Se il problema è di speciale difficoltà servono dolo e colpa
 di Pamela Pennesi e Giuseppe Ripa  

Il rischio per i professionisti di essere sanzionati è tutt’altro che remoto; sia direttamente che per concorso di persone che come autore mediato dell’illecito tributario. E dunque tali soggetti devono e attrezzarsi per evitare le sanzioni relative alle violazioni commesse in prima persona dal contribuente-cliente. A oggi, infatti, non è rara la giurisprudenza intervenuta a sancire la colpevolezza a vario titolo del consulente tributario sia in ambito civile, amministrativo che penale. Così il soggetto può dover rispondere di uno dei reati tributari di cui al decreto n. 74 del 2000 o incorrere nella responsabilità civile che trova origine negli artt. 1176 e 2236, c.c. o ancora scontrarsi con la responsabilità di natura fiscale diretta nelle situazioni in cui il consulente stesso è parte attiva nel perfezionamento dell’illecito, magari inducendo il cliente a trasgredire la normativa.

Tutto ciò a dimostrazione del fatto che è indispensabile porre particolare attenzione alle modalità di svolgimento dell’attività consulenziale che, chiaramente, deve essere condotta con la diligenza professionale richiesta. D’altronde non è infrequente che il cliente cerchi di addossare la colpa della violazione sul professionista al solo fine di affrancarsi dalle sanzioni; ciò a dimostrazione dell’importanza di difendersi attraverso documenti e prove concrete che diano conto del proprio operato, magari stipulando un mandato scritto che indichi i compiti che il consulente è chiamato a svolgere, oltre che, per esempio, la testimonianza di terzi soggetti o pareri scritti durate l’attività svolta.
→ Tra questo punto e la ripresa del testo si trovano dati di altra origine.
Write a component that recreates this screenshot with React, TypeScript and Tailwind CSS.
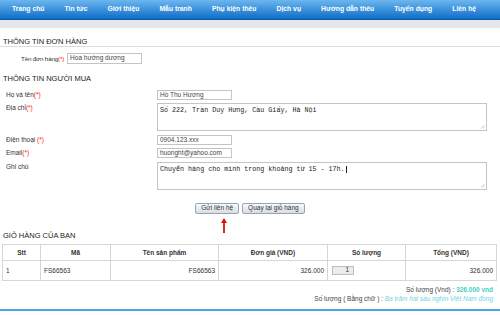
import React from "react";

const navItems = [
  "Trang chủ",
  "Tin tức",
  "Giới thiệu",
  "Mẫu tranh",
  "Phụ kiện thêu",
  "Dịch vụ",
  "Hướng dẫn thêu",
  "Tuyển dụng",
  "Liên hệ",
];

function Req() {
  return <span className="text-[#ff1a1a]">(*)</span>;
}

function Field({ value, w = "w-[75px]", h = "h-[10px]" }: { value: string; w?: string; h?: string }) {
  return (
    <div className={`${w} ${h} border border-[#c4c4c4] bg-white pl-[2px] flex items-center text-[6.5px] text-[#444] leading-none whitespace-nowrap`}>
      {value}
    </div>
  );
}

function Area({ value, caret }: { value: string; caret?: boolean }) {
  return (
    <div className="relative w-[330px] h-[28px] border border-[#c4c4c4] bg-white pl-[2px] pt-[2px] font-['Liberation_Mono',monospace] text-[6.7px] leading-[8px] text-[#222]">
      {value}
      {caret && <span className="inline-block w-px h-[7px] bg-[#222] align-middle ml-px" />}
      <svg className="absolute right-[1px] bottom-[1px]" width="5" height="5" viewBox="0 0 5 5">
        <path d="M4.5 1 L1 4.5 M4.5 3 L3 4.5" stroke="#b8b8b8" strokeWidth="0.7" />
      </svg>
    </div>
  );
}

function Row({ label, children }: { label: React.ReactNode; children: React.ReactNode }) {
  return (
    <div className="flex items-start pl-[3px]">
      <div className="w-[151px] text-[6.5px] leading-[10px] text-[#333] whitespace-nowrap">{label}</div>
      {children}
    </div>
  );
}

function Btn({ children }: { children: React.ReactNode }) {
  return (
    <div className="h-[11px] px-[5px] flex items-center rounded-[2px] border border-[#8ea6c6] bg-gradient-to-b from-[#fafafa] to-[#dcdcdc] text-[6.5px] text-[#333] leading-none whitespace-nowrap">
      {children}
    </div>
  );
}

export default function App() {
  return (
    <div className="w-[500px] h-[315px] bg-white overflow-hidden font-['Liberation_Sans',Arial,sans-serif]">
      <div className="h-[20px] bg-gradient-to-b from-[#6db6ee] via-[#3a92dc] to-[#0b6cc6] border-b border-[#0a5aa8] flex items-center pl-[12px] gap-[20px] text-[6.8px] font-bold text-white">
        {navItems.map((n) => (
          <span key={n}>{n}</span>
        ))}
      </div>
      <div className="h-[8px] bg-[#e6e6ea]" />

      <div className="pl-[3px]">
        <div className="pt-[9px] leading-[9px] text-[7.5px] text-[#222] uppercase">Thông tin đơn hàng</div>
      </div>
      <div className="h-px bg-[#dcdcdc]" />

      <div className="pl-[3px]">
        <div className="mt-[6px] flex items-center gap-[3px] pl-[18px]">
          <div className="text-[6.2px] tracking-[-0.15px] text-[#333] whitespace-nowrap">
            Tên đơn hàng<Req />
          </div>
          <Field value="Hoa hướng dương" h="h-[11px]" />
        </div>

        <div className="mt-[10px] leading-[9px] text-[7.5px] text-[#222] uppercase">Thông tin người mua</div>

        <div className="mt-[7px]">
          <Row label={<>Họ và tên<Req /></>}>
            <Field value="Hồ Thu Hương" />
          </Row>
        </div>
        <div className="mt-[3px]">
          <Row label={<>Địa chỉ<Req /></>}>
            <Area value="Số 222, Trần Duy Hưng, Cầu Giấy, Hà Nội" />
          </Row>
        </div>
        <div className="mt-[4px]">
          <Row label={<>Điện thoại <Req /></>}>
            <Field value="0904.123.xxx" />
          </Row>
        </div>
        <div className="mt-[3px]">
          <Row label={<>Email<Req /></>}>
            <Field value="huonght@yahoo.com" />
          </Row>
        </div>
        <div className="mt-[4px]">
          <Row label="Ghi chú">
            <Area value="Chuyển hàng cho mình trong khoảng từ 15 - 17h." caret />
          </Row>
        </div>

        <div className="relative mt-[13px] flex justify-center gap-[3px] pr-[3px]">
          <Btn>Gửi liên hệ</Btn>
          <Btn>Quay lại giỏ hàng</Btn>
          <svg className="absolute left-[218px] top-[15px]" width="6" height="16" viewBox="0 0 6 16">
            <path d="M3 0 L6 5 L3.9 5 L3.9 15 L2.1 15 L2.1 5 L0 5 Z" fill="#e01010" />
          </svg>
        </div>

        <div className="mt-[17px] leading-[9px] text-[7.5px] text-[#222] uppercase">Giỏ hàng của bạn</div>
      </div>

      <div className="px-[2px] mt-[4px]">
        <table className="w-[495px] border-collapse text-[6.5px] text-[#333]">
          <thead>
            <tr className="h-[16px] font-bold">
              <th className="w-[38px] border border-[#d6d6d6] font-bold p-0">Stt</th>
              <th className="w-[70px] border border-[#d6d6d6] font-bold p-0">Mã</th>
              <th className="w-[108px] border border-[#d6d6d6] font-bold p-0">Tên sản phẩm</th>
              <th className="w-[109px] border border-[#d6d6d6] font-bold p-0">Đơn giá (VND)</th>
              <th className="w-[78px] border border-[#d6d6d6] font-bold p-0">Số lượng</th>
              <th className="border border-[#d6d6d6] font-bold p-0">Tổng (VND)</th>
            </tr>
          </thead>
          <tbody>
            <tr className="h-[20px]">
              <td className="border border-[#d6d6d6] pl-[3px]">1</td>
              <td className="border border-[#d6d6d6] pl-[3px]">FS66563</td>
              <td className="border border-[#d6d6d6] text-right pr-[3px]">FS66563</td>
              <td className="border border-[#d6d6d6] text-right pr-[3px]">326.000</td>
              <td className="border border-[#d6d6d6] pl-[4px]">
                <div className="w-[22px] h-[9px] border border-[#bdbdbd] bg-[#ececec] flex items-center justify-end pr-[4px] leading-none">
                  1
                </div>
              </td>
              <td className="border border-[#d6d6d6] text-right pr-[3px]">326.000</td>
            </tr>
          </tbody>
        </table>
      </div>

      <div className="mt-[5px] pr-[7px] flex flex-col items-end text-[6.5px] leading-[8.5px] text-[#444]">
        <div>
          Số lượng (Vnd) : <span className="font-bold text-[#3fcfc2]">326.000 vnd</span>
        </div>
        <div>
          Số lượng ( Bằng chữ ) : <span className="italic text-[#6fd4e4]">Ba trăm hai sáu nghìn Việt Nam đồng</span>
        </div>
      </div>

      <div className="mt-[6px] h-[1.5px] bg-[#48a6e2]" />
    </div>
  );
}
Nel campo delle violazioni tributarie, sono gli artt. 5, 9 e 10 del decreto n. 472 del 1997, che interessano la figura del professionista.Così, in primis, le violazioni commesse nell’ambito della consulenza tributaria sono punibili solo in caso di dolo o colpa grave se i problemi si qualificano come di «speciale difficoltà». Se è chiaro che si ha dolo se sussiste la coscienza e la volontà di trasgredire, bisogna vedere in pratica quando l’atteggiamento colposo possa dirsi grave. Al riguardo soccorre il comma 3 dell’art. 5 del decreto citato secondo cui è grave il comportamento tenuto con negligenza e imperizia indiscutibili e quando non è possibile dubitare ragionevolmente del significato e della portata della norma violata e, di conseguenza, risulta evidente l’inosservanza di elementari obblighi tributari. In sostanza, si ritiene di considerare macchiato di colpa grave il soggetto poco avveduto.

Non è neanche facile individuare la «speciale difficoltà»; in linea generale con tale espressione si suole intendere l’ipotesi di questioni poste al consulente che investono situazioni o rapporti giuridici che l’ordinamento non conosce. Comunque il consulente non è esule da responsabilità nemmeno in caso di colpa lieve se le violazioni rientrano nell’ambito della ordinaria amministrazione.

Ma in pratica ciò che si osserva è la responsabilità del professionista chiamato a rispondere, ai sensi degli artt. 9 e 10 del decreto n. 472 citato, alla violazione del cliente a titolo di concorso o come autore mediato.

Rientra nel primo caso il comportamento attivo del consulente che contribuisce a realizzare la violazione del cliente a titolo di concorso materiale o anche meramente psicologico. Certo che, posta la presunzione di responsabilità in capo all’autore dell’illecito, sarà compito del cliente riuscire a provare l’effettivo concorso del professionista che, per esempio, nella sua attività ha consigliato di seguire un preciso percorso o perché ancora ha descritto un determinato comportamento come corretto.

Diversamente il contribuente, ai sensi dell’art. 10, potrebbe addirittura essere escluso dalla sanzionabilità perché si dimostra che il professionista è l’autore mediato ovvero colui che inducendo il cliente «in errore incolpevole», determina la commissione della violazione; e pertanto diventa l’unico responsabile dell’illecito. Si tratta dell’ipotesi in cui il cliente viene convinto dal consulente qualificato, nell’ambito dei compiti affidatogli, a eseguire un comportamento che in verità viola precise norme tributarie. In tal caso non è facile per l’autore materiale del fatto dimostrare la sussistenza dell’errore di cui non si ha colpa causato dal consulente al quale ci si è rivolti. In sostanza la responsabilità del consulente come autore mediato emerge quando l’errore si riferisce alle funzioni contemplate nel mandato, sussistono i presupposti della colpa grave o lieve e del dolo e al cliente, che ritiene senza dubbio esatto il suggerimento del consulente, non può venir eccepita una colpa in eligendo.